What the task asks:
Copy all of the material word for word, except for the pictures.

Data lines:
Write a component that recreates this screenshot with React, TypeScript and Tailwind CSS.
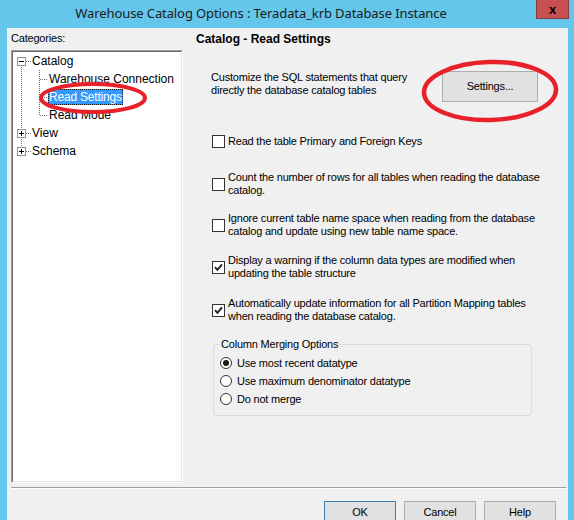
import React from "react";

type Option = { id: string; lines: string[]; checked: boolean; gap: string };

const readOptions: Option[] = [
  { id: "keys", lines: ["Read the table Primary and Foreign Keys"], checked: false, gap: "mt-[33px]" },
  {
    id: "rows",
    lines: ["Count the number of rows for all tables when reading the database", "catalog."],
    checked: false,
    gap: "mt-[23px]"
  },
  {
    id: "namespace",
    lines: [
      "Ignore current table name space when reading from the database",
      "catalog and update using new table name space."
    ],
    checked: false,
    gap: "mt-[15px]"
  },
  {
    id: "warn",
    lines: ["Display a warning if the column data types are modified when", "updating the table structure"],
    checked: true,
    gap: "mt-[16px]"
  },
  {
    id: "partition",
    lines: ["Automatically update information for all Partition Mapping tables", "when reading the database catalog."],
    checked: true,
    gap: "mt-[17px]"
  }
];

const mergeOptions = ["Use most recent datatype", "Use maximum denominator datatype", "Do not merge"];

function CheckBox({ checked }: { checked: boolean }) {
  return (
    <span className="flex h-[13px] w-[13px] shrink-0 items-center justify-center border border-[#333333] bg-white">
      {checked ? (
        <svg width="9" height="9" viewBox="0 0 9 9">
          <path d="M1 4.2 L3.4 6.8 L8 1.4" stroke="#1e1e1e" strokeWidth="1.9" fill="none" />
        </svg>
      ) : null}
    </span>
  );
}

function Radio({ selected }: { selected: boolean }) {
  return (
    <span className="flex h-[12px] w-[12px] shrink-0 items-center justify-center rounded-full border border-[#333333] bg-white">
      {selected ? <span className="h-[6px] w-[6px] rounded-full bg-[#1a1a1a]" /> : null}
    </span>
  );
}

// connector lines + expander boxes for the category tree
function TreeLines() {
  const dot = { stroke: "#6d6d6d", strokeWidth: 1, strokeDasharray: "1 1", shapeRendering: "crispEdges" as const };
  const box = (y: number, plus: boolean) => (
    <g shapeRendering="crispEdges">
      <rect x="4.5" y={y + 0.5} width="8" height="8" fill="white" stroke="#919191" />
      <line x1="6" y1={y + 4.5} x2="11" y2={y + 4.5} stroke="#000" />
      {plus ? <line x1="8.5" y1={y + 2} x2="8.5" y2={y + 7} stroke="#000" /> : null}
    </g>
  );
  return (
    <svg className="absolute inset-0" width="168" height="429">
      <line x1="8.5" y1="9" x2="8.5" y2="100" {...dot} />
      <line x1="9" y1="9.5" x2="18" y2="9.5" {...dot} />
      <line x1="9" y1="81.5" x2="18" y2="81.5" {...dot} />
      <line x1="9" y1="99.5" x2="18" y2="99.5" {...dot} />
      <line x1="26.5" y1="18" x2="26.5" y2="64" {...dot} />
      <line x1="27" y1="27.5" x2="35" y2="27.5" {...dot} />
      <line x1="27" y1="45.5" x2="35" y2="45.5" {...dot} />
      <line x1="27" y1="63.5" x2="35" y2="63.5" {...dot} />
      {box(5, false)}
      {box(77, true)}
      {box(95, true)}
    </svg>
  );
}

function CategoryTree() {
  return (
    <div className="mt-[5px] h-[433px] w-[172px] border border-b-white border-l-[#a0a0a0] border-r-white border-t-[#a0a0a0]">
      <div className="relative h-full w-full border border-b-[#e3e3e3] border-l-[#696969] border-r-[#e3e3e3] border-t-[#696969] bg-white text-[12px] leading-none tracking-normal">
        <TreeLines />
        <div className="relative">
          <div className="flex h-[18px] items-center pl-[19px]">Catalog</div>
          <div className="flex h-[18px] items-center pl-[35px]">
            <span className="border border-transparent">Warehouse Connection</span>
          </div>
          <div className="flex h-[18px] items-center pl-[35px]">
            <span className="flex h-[16px] items-center border border-dotted border-[#1a1a1a] bg-[#3399ff] tracking-[-0.2px] text-white">
              Read Settings
            </span>
          </div>
          <div className="flex h-[18px] items-center pl-[35px]">
            <span className="border border-transparent">Read Mode</span>
          </div>
          <div className="flex h-[18px] items-center pl-[19px]">View</div>
          <div className="flex h-[18px] items-center pl-[19px]">Schema</div>
        </div>
      </div>
    </div>
  );
}

function DialogButton({ label, primary }: { label: string; primary?: boolean }) {
  return (
    <button
      type="button"
      className={`h-[23px] w-[72px] border bg-[#e1e1e1] ${primary ? "border-[#3c7fb1]" : "border-[#adadad]"}`}
    >
      {label}
    </button>
  );
}

export default function App() {
  return (
    <div className="relative h-[520px] w-[574px] overflow-hidden bg-[#63c6ea] font-['Liberation_Sans',Arial,sans-serif] text-[11px] tracking-[-0.2px] text-black">
      {/* title bar */}
      <div className="flex h-[28px] items-start">
        <div className="flex h-[27px] w-[522px] items-center justify-center font-['Noto_Sans',sans-serif] text-[13px] tracking-[-0.1px] text-[#1b1b1b]">
          Warehouse Catalog Options : Teradata_krb Database Instance
        </div>
        <div className="ml-[14px] flex h-[19px] w-[33px] items-center justify-center border border-t-0 border-[#8a3a3a] bg-[#c75050] text-[13px] font-bold leading-none text-black">
          x
        </div>
      </div>

      <div className="ml-[7px] h-[492px] w-[561px] bg-[#f0f0f0]">
        <div className="flex h-[459px]">
          <div className="w-[176px] shrink-0 pl-[4px] pt-[4px]">
            <div className="h-[13px] leading-[13px]">Categories:</div>
            <CategoryTree />
          </div>

          <div className="ml-[7px] flex-1 pt-[5px] leading-[13px]">
            <div className="h-[13px] pl-[6px] text-[12px] font-bold tracking-normal">Catalog - Read Settings</div>

            <div className="mt-[25px] flex items-start">
              <div className="ml-[21px] w-[231px] whitespace-nowrap">
                <div>Customize the SQL statements that query</div>
                <div>directly the database catalog tables</div>
              </div>
              <button type="button" className="h-[31px] w-[96px] border border-[#adadad] bg-[#e1e1e1]">
                Settings...
              </button>
            </div>

            {readOptions.map((opt) => (
              <div key={opt.id} className={`${opt.gap} ml-[22px] flex items-center gap-[3px]`}>
                <CheckBox checked={opt.checked} />
                <div className="whitespace-nowrap">
                  {opt.lines.map((line) => (
                    <div key={line}>{line}</div>
                  ))}
                </div>
              </div>
            ))}

            <div className="relative ml-[23px] mt-[21px] h-[72px] w-[319px] rounded-[3px] border border-[#dcdcdc] pl-[6px] pt-[9px]">
              <span className="absolute -top-[7px] left-[6px] bg-[#f0f0f0] px-[1px]">Column Merging Options</span>
              {mergeOptions.map((label, i) => (
                <div key={label} className="flex h-[18px] items-center gap-[5px]">
                  <Radio selected={i === 0} />
                  <span>{label}</span>
                </div>
              ))}
            </div>
          </div>
        </div>

        <div className="ml-[4px] w-[555px] border-b border-t border-b-white border-t-[#a0a0a0]" />

        <div className="mt-[12px] flex justify-end gap-[8px] pr-[12px]">
          <DialogButton label="OK" primary />
          <DialogButton label="Cancel" />
          <DialogButton label="Help" />
        </div>
      </div>

      {/* red markup circles */}
      <svg className="pointer-events-none absolute inset-0" width="574" height="520">
        <ellipse cx="93" cy="98" rx="52" ry="14" fill="none" stroke="#e8202a" strokeWidth="4" />
        <ellipse
          cx="490"
          cy="91"
          rx="66"
          ry="29"
          fill="none"
          stroke="#e8202a"
          strokeWidth="4.5"
          transform="rotate(-1.5 490 91)"
        />
      </svg>
    </div>
  );
}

Task response:
Write a component that recreates this screenshot with React, TypeScript and Tailwind CSS.
import React from "react";

type Option = { id: string; lines: string[]; checked: boolean; gap: string };

const readOptions: Option[] = [
  { id: "keys", lines: ["Read the table Primary and Foreign Keys"], checked: false, gap: "mt-[33px]" },
  {
    id: "rows",
    lines: ["Count the number of rows for all tables when reading the database", "catalog."],
    checked: false,
    gap: "mt-[23px]"
  },
  {
    id: "namespace",
    lines: [
      "Ignore current table name space when reading from the database",
      "catalog and update using new table name space."
    ],
    checked: false,
    gap: "mt-[15px]"
  },
  {
    id: "warn",
    lines: ["Display a warning if the column data types are modified when", "updating the table structure"],
    checked: true,
    gap: "mt-[16px]"
  },
  {
    id: "partition",
    lines: ["Automatically update information for all Partition Mapping tables", "when reading the database catalog."],
    checked: true,
    gap: "mt-[17px]"
  }
];

const mergeOptions = ["Use most recent datatype", "Use maximum denominator datatype", "Do not merge"];

function CheckBox({ checked }: { checked: boolean }) {
  return (
    <span className="flex h-[13px] w-[13px] shrink-0 items-center justify-center border border-[#333333] bg-white">
      {checked ? (
        <svg width="9" height="9" viewBox="0 0 9 9">
          <path d="M1 4.2 L3.4 6.8 L8 1.4" stroke="#1e1e1e" strokeWidth="1.9" fill="none" />
        </svg>
      ) : null}
    </span>
  );
}

function Radio({ selected }: { selected: boolean }) {
  return (
    <span className="flex h-[12px] w-[12px] shrink-0 items-center justify-center rounded-full border border-[#333333] bg-white">
      {selected ? <span className="h-[6px] w-[6px] rounded-full bg-[#1a1a1a]" /> : null}
    </span>
  );
}

// connector lines + expander boxes for the category tree
function TreeLines() {
  const dot = { stroke: "#6d6d6d", strokeWidth: 1, strokeDasharray: "1 1", shapeRendering: "crispEdges" as const };
  const box = (y: number, plus: boolean) => (
    <g shapeRendering="crispEdges">
      <rect x="4.5" y={y + 0.5} width="8" height="8" fill="white" stroke="#919191" />
      <line x1="6" y1={y + 4.5} x2="11" y2={y + 4.5} stroke="#000" />
      {plus ? <line x1="8.5" y1={y + 2} x2="8.5" y2={y + 7} stroke="#000" /> : null}
    </g>
  );
  return (
    <svg className="absolute inset-0" width="168" height="429">
      <line x1="8.5" y1="9" x2="8.5" y2="100" {...dot} />
      <line x1="9" y1="9.5" x2="18" y2="9.5" {...dot} />
      <line x1="9" y1="81.5" x2="18" y2="81.5" {...dot} />
      <line x1="9" y1="99.5" x2="18" y2="99.5" {...dot} />
      <line x1="26.5" y1="18" x2="26.5" y2="64" {...dot} />
      <line x1="27" y1="27.5" x2="35" y2="27.5" {...dot} />
      <line x1="27" y1="45.5" x2="35" y2="45.5" {...dot} />
      <line x1="27" y1="63.5" x2="35" y2="63.5" {...dot} />
      {box(5, false)}
      {box(77, true)}
      {box(95, true)}
    </svg>
  );
}

function CategoryTree() {
  return (
    <div className="mt-[5px] h-[433px] w-[172px] border border-b-white border-l-[#a0a0a0] border-r-white border-t-[#a0a0a0]">
      <div className="relative h-full w-full border border-b-[#e3e3e3] border-l-[#696969] border-r-[#e3e3e3] border-t-[#696969] bg-white text-[12px] leading-none tracking-normal">
        <TreeLines />
        <div className="relative">
          <div className="flex h-[18px] items-center pl-[19px]">Catalog</div>
          <div className="flex h-[18px] items-center pl-[35px]">
            <span className="border border-transparent">Warehouse Connection</span>
          </div>
          <div className="flex h-[18px] items-center pl-[35px]">
            <span className="flex h-[16px] items-center border border-dotted border-[#1a1a1a] bg-[#3399ff] tracking-[-0.2px] text-white">
              Read Settings
            </span>
          </div>
          <div className="flex h-[18px] items-center pl-[35px]">
            <span className="border border-transparent">Read Mode</span>
          </div>
          <div className="flex h-[18px] items-center pl-[19px]">View</div>
          <div className="flex h-[18px] items-center pl-[19px]">Schema</div>
        </div>
      </div>
    </div>
  );
}

function DialogButton({ label, primary }: { label: string; primary?: boolean }) {
  return (
    <button
      type="button"
      className={`h-[23px] w-[72px] border bg-[#e1e1e1] ${primary ? "border-[#3c7fb1]" : "border-[#adadad]"}`}
    >
      {label}
    </button>
  );
}

export default function App() {
  return (
    <div className="relative h-[520px] w-[574px] overflow-hidden bg-[#63c6ea] font-['Liberation_Sans',Arial,sans-serif] text-[11px] tracking-[-0.2px] text-black">
      {/* title bar */}
      <div className="flex h-[28px] items-start">
        <div className="flex h-[27px] w-[522px] items-center justify-center font-['Noto_Sans',sans-serif] text-[13px] tracking-[-0.1px] text-[#1b1b1b]">
          Warehouse Catalog Options : Teradata_krb Database Instance
        </div>
        <div className="ml-[14px] flex h-[19px] w-[33px] items-center justify-center border border-t-0 border-[#8a3a3a] bg-[#c75050] text-[13px] font-bold leading-none text-black">
          x
        </div>
      </div>

      <div className="ml-[7px] h-[492px] w-[561px] bg-[#f0f0f0]">
        <div className="flex h-[459px]">
          <div className="w-[176px] shrink-0 pl-[4px] pt-[4px]">
            <div className="h-[13px] leading-[13px]">Categories:</div>
            <CategoryTree />
          </div>

          <div className="ml-[7px] flex-1 pt-[5px] leading-[13px]">
            <div className="h-[13px] pl-[6px] text-[12px] font-bold tracking-normal">Catalog - Read Settings</div>

            <div className="mt-[25px] flex items-start">
              <div className="ml-[21px] w-[231px] whitespace-nowrap">
                <div>Customize the SQL statements that query</div>
                <div>directly the database catalog tables</div>
              </div>
              <button type="button" className="h-[31px] w-[96px] border border-[#adadad] bg-[#e1e1e1]">
                Settings...
              </button>
            </div>

            {readOptions.map((opt) => (
              <div key={opt.id} className={`${opt.gap} ml-[22px] flex items-center gap-[3px]`}>
                <CheckBox checked={opt.checked} />
                <div className="whitespace-nowrap">
                  {opt.lines.map((line) => (
                    <div key={line}>{line}</div>
                  ))}
                </div>
              </div>
            ))}

            <div className="relative ml-[23px] mt-[21px] h-[72px] w-[319px] rounded-[3px] border border-[#dcdcdc] pl-[6px] pt-[9px]">
              <span className="absolute -top-[7px] left-[6px] bg-[#f0f0f0] px-[1px]">Column Merging Options</span>
              {mergeOptions.map((label, i) => (
                <div key={label} className="flex h-[18px] items-center gap-[5px]">
                  <Radio selected={i === 0} />
                  <span>{label}</span>
                </div>
              ))}
            </div>
          </div>
        </div>

        <div className="ml-[4px] w-[555px] border-b border-t border-b-white border-t-[#a0a0a0]" />

        <div className="mt-[12px] flex justify-end gap-[8px] pr-[12px]">
          <DialogButton label="OK" primary />
          <DialogButton label="Cancel" />
          <DialogButton label="Help" />
        </div>
      </div>

      {/* red markup circles */}
      <svg className="pointer-events-none absolute inset-0" width="574" height="520">
        <ellipse cx="93" cy="98" rx="52" ry="14" fill="none" stroke="#e8202a" strokeWidth="4" />
        <ellipse
          cx="490"
          cy="91"
          rx="66"
          ry="29"
          fill="none"
          stroke="#e8202a"
          strokeWidth="4.5"
          transform="rotate(-1.5 490 91)"
        />
      </svg>
    </div>
  );
}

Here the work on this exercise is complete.